Autonomous Driving: Frameworks integrate sensor fusion (camera, LIDAR), spatial attention, and temporal integration (via RNNs/LSTMs) to handle partially observable, interactive environments. Discrete actions are handled via deep Q-learning, while continuous spaces employ deterministic actor–critic architectures (Sallab et al., 2017).
Robotics: Leveraging standard platforms like ROS2 and Gazebo, frameworks such as ROS2Learn provide infrastructure for modular robots, supporting policy gradient methods (PPO, TRPO, ACKTR) directly interfaced with low-level controllers (Nuin et al., 2019).
Cyber-physical and Energy Systems: DRL frameworks have demonstrated effectiveness in scheduling and control of smart grids, cloud computing, and HVAC systems, with empirical evidence for significant improvements in energy efficiency and operational performance (Li et al., 2017). Integration with stochastic hardware architectures enables efficient embedded deployment.
Finance and Operations Research: Ensembles of identical independent evaluators (EIIE), portfolio-memory structures, and online batch learning schemes enable portfolio management in volatile asset classes (Li, 3 Sep 2024). Frameworks also support flexible environment and search modules for combinatorial optimization in operations research (Wan et al., 2023).

Table 1: Notable DRL Framework Components and Their Typical Realizations

Component	Example Realization	Purpose
Policy Network	CNN, RNN, LSTM, Attention	State/action mapping, learning representation
Experience Management	Experience Replay, Online Batch, OSBL	Data efficiency, temporal correlation
Optimization Algorithm	DQN, DDAC, PPO, TRPO, SAC	Policy/value function learning
Modular Interface	API, Plugin, Multi-agent/MO support	Flexibility, extensibility
Deployment Integration	Stochastic/SC-based hardware, ROS2, Gazebo	Real-time and embedded applicability

4. Hardware Acceleration and Embedded Implementation

Frameworks adapt DRL for deployment in resource-constrained environments through techniques such as:

Stochastic Computing (SC) for DNNs: By representing values as bit-streams and performing core operations with simple logic gates (XNOR for multiplication, APC for addition, FSMs for activation), significant reductions in hardware area and power consumption are achieved. For instance, hardware area can be reduced by an order of magnitude, with inaccuracy rates < $0.7\%$ (Li et al., 2017).
Deep Pipelining: Register insertion within layers facilitates high-throughput, low-latency inference—critical in embedded or automotive settings.
System-Level Integration: Binary–stochastic interfaces allow seamless combination of SC-based accelerators with software controllers.

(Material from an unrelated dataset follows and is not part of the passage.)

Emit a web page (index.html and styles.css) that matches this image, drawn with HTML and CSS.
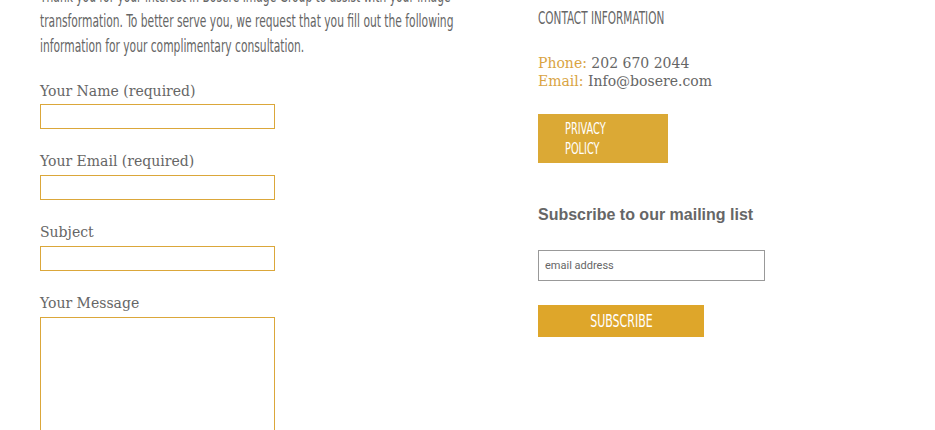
FILE: index.html
```html
<!DOCTYPE html>
<html lang="en">
<head>
    <meta charset="UTF-8">
    <meta name="viewport" content="width=device-width, initial-scale=1.0">
    <title>Contact</title>
    <link rel="stylesheet" href="styles.css">
</head>
<body>
    <div id="wrapper">
        <div id="left">
            <p class="intro"><span class="narrow">Thank you for your interest in Bosere Image Group to assist with your image<br>
            transformation. To better serve you, we request that you fill out the following<br>
            information for your complimentary consultation.</span></p>
            <form id="contact_form">
                <div class="field">
                    <label>Your Name (required)</label>
                    <input type="text">
                </div>
                <div class="field">
                    <label>Your Email (required)</label>
                    <input type="text">
                </div>
                <div class="field">
                    <label>Subject</label>
                    <input type="text">
                </div>
                <div class="field">
                    <label>Your Message</label>
                    <textarea></textarea>
                </div>
            </form>
        </div>
        <div id="right">
            <h3 class="contact_title"><span class="narrow">CONTACT INFORMATION</span></h3>
            <div class="contact_info">
                <div><span class="gold">Phone:</span> 202 670 2044</div>
                <div><span class="gold">Email:</span> Info@bosere.com</div>
            </div>
            <a class="privacy_btn" href="#"><span class="narrow">PRIVACY<br>POLICY</span></a>
            <h3 class="subscribe_title">Subscribe to our mailing list</h3>
            <input class="email_box" type="text" placeholder="email address">
            <button class="subscribe_btn"><span class="narrow">SUBSCRIBE</span></button>
        </div>
    </div>
</body>
</html>
```
FILE: styles.css
```css
body{
    margin: 0;
    background-color: #fff;
    color: #666;
}
#wrapper{
    display: grid;
    grid-template-columns: 498px 1fr;
    padding-left: 40px;
    height: 430px;
    overflow: hidden;
}
.narrow{
    display: inline-block;
    white-space: nowrap;
    font-family: "DejaVu Sans Condensed", "DejaVu Sans", sans-serif;
    transform: scaleX(0.7);
    transform-origin: left center;
}
.intro{
    margin: -16px 0 0 0;
    font-size: 17px;
    line-height: 25px;
    color: #666;
}
#contact_form{
    margin-top: 22px;
}
.field{
    margin-bottom: 22px;
}
.field label{
    display: block;
    font-family: "DejaVu Serif", serif;
    font-size: 14px;
    line-height: 20px;
    margin-bottom: 4px;
    color: #666;
}
.field input, .field textarea{
    display: block;
    box-sizing: border-box;
    width: 235px;
    height: 25px;
    border: 1px solid #dba73a;
    margin: 0;
    padding: 2px 4px;
}
.field:first-child input{
    margin-top: -1px;
}
.field textarea{
    height: 140px;
    resize: none;
}
#right{
    display: flex;
    flex-direction: column;
    align-items: flex-start;
}
.contact_title{
    margin: 8px 0 0 0;
    font-weight: normal;
    font-size: 17px;
    line-height: 20px;
    color: #666;
}
.contact_title .narrow{
    transform: scaleX(0.685);
}
.contact_info{
    margin-top: 25px;
    font-family: "DejaVu Serif", serif;
    font-size: 14px;
    line-height: 18px;
    color: #666;
}
.gold{
    color: #d9a443;
}
.privacy_btn{
    box-sizing: border-box;
    margin-top: 24px;
    width: 130px;
    height: 49px;
    padding: 5px 0 0 27px;
    background-color: #dba935;
    color: #fff;
    text-decoration: none;
    font-size: 16px;
    line-height: 20px;
}
.privacy_btn .narrow{
    transform: scaleX(0.68);
}
.subscribe_title{
    margin: 42px 0 0 0;
    font-family: "Liberation Sans", sans-serif;
    font-size: 16px;
    line-height: 20px;
    font-weight: bold;
    color: #666;
}
.email_box{
    box-sizing: border-box;
    margin-top: 25px;
    width: 227px;
    height: 31px;
    border: 1px solid #999;
    padding: 0 6px;
    font-family: Roboto, sans-serif;
    font-size: 11px;
    color: #666;
}
.email_box::placeholder{
    color: #666;
}
.subscribe_btn{
    margin-top: 24px;
    width: 166px;
    height: 32px;
    padding: 0;
    border: none;
    background-color: #dea62a;
    color: #fff;
    font-size: 17px;
}
.subscribe_btn .narrow{
    transform: scaleX(0.72);
    transform-origin: center center;
}
```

5. Generalization, Scalability, and Extensibility

Comprehensive DRL frameworks pursue generality via:

Algorithm and Agent Independence: Architectural agnosticism with respect to RL method, number of agents, or reward structure allows deployment in single-agent, multi-agent, multi-objective, or human-in-the-loop scenarios (Nguyen et al., 2020).
Environment Interfacing and API Design: Standardization of functions like reset(), step(), and get_state() ensures compatibility with various simulators and real-world systems.
Factory and Plugin Patterns: Object-oriented and factory pattern support enables modular extension, rapid prototyping, and re-use across domains and libraries.
Multi-agent/Objective Support: By exposing interfaces for $N$ agents, $M$ objectives, and allowing both centralized and decentralized policy structures, frameworks explicitly accommodate the requirements of next-generation distributed and collaborative learning systems.

6. Typical Challenges and Advanced Solutions

The design and operationalization of DRL frameworks face several key challenges:

Curse of Dimensionality: Utilization of deep function approximation, modular network structures, and attention mechanisms mitigate the difficulties of vast state/action spaces.
Non-stationarity and Partial Observability: RNNs and LSTM modules, together with memory-augmented networks and attention, enable efficient temporal aggregation of observations.
Sample and Training Efficiency: Batch-based and unbiased loss estimation approaches, multi-threaded experience gathering, and online stochastic batch learning improve convergence rates and policy robustness (Zhang et al., 2020).
Real-time Constraints: Attention models selectively reduce computational load, while hardware acceleration strategies permit deployment in embedded systems with stringent area/power constraints (Li et al., 2017).
Human-Machine Interaction and Safety: Frameworks modularize human interface components, allowing for on-line supervision, overrides, and more robust fail-safe operation in critical environments.

7. Future Directions

Research and practical deployment of DRL frameworks indicate several future trajectories:

Enhanced Attention and Memory: Exploration of advanced glimpse networks and memory-augmented RNNs may further improve the efficiency and performance in long-horizon decision tasks (Sallab et al., 2017).
Uncertainty Quantification: Incorporation of Bayesian deep learning methods and uncertainty estimation is poised to increase agent safety and robustness, especially in safety-critical applications.
Sim2Real Transfer and Heterogeneity Handling: Robust abstraction of perception from control, domain randomization, and adaptation strategies are emphasized for effective transfer from simulation to real-world deployment, as in perception-decoupled autonomous driving frameworks (Li et al., 2023).
Inverse RL and Imitation Learning: Integration with expert demonstration data can facilitate learning where explicit reward specification is intractable or in the presence of rare failure modes.
Scalable Multi-agent Systems: Further development of infrastructure for multi-agent DRL—capable of handling variable agent count, dynamic objectives, and complex inter-agent coordination—is a recognized need for both synthetic and physical multi-agent systems (Chen et al., 2022).

Deep reinforcement learning frameworks synthesize advanced algorithmic research, scalable software engineering, and domain-specific adaptation to enable learning-based control in highly complex, real-world environments. They encapsulate not only canonical RL concepts but also support modular growth as the field evolves.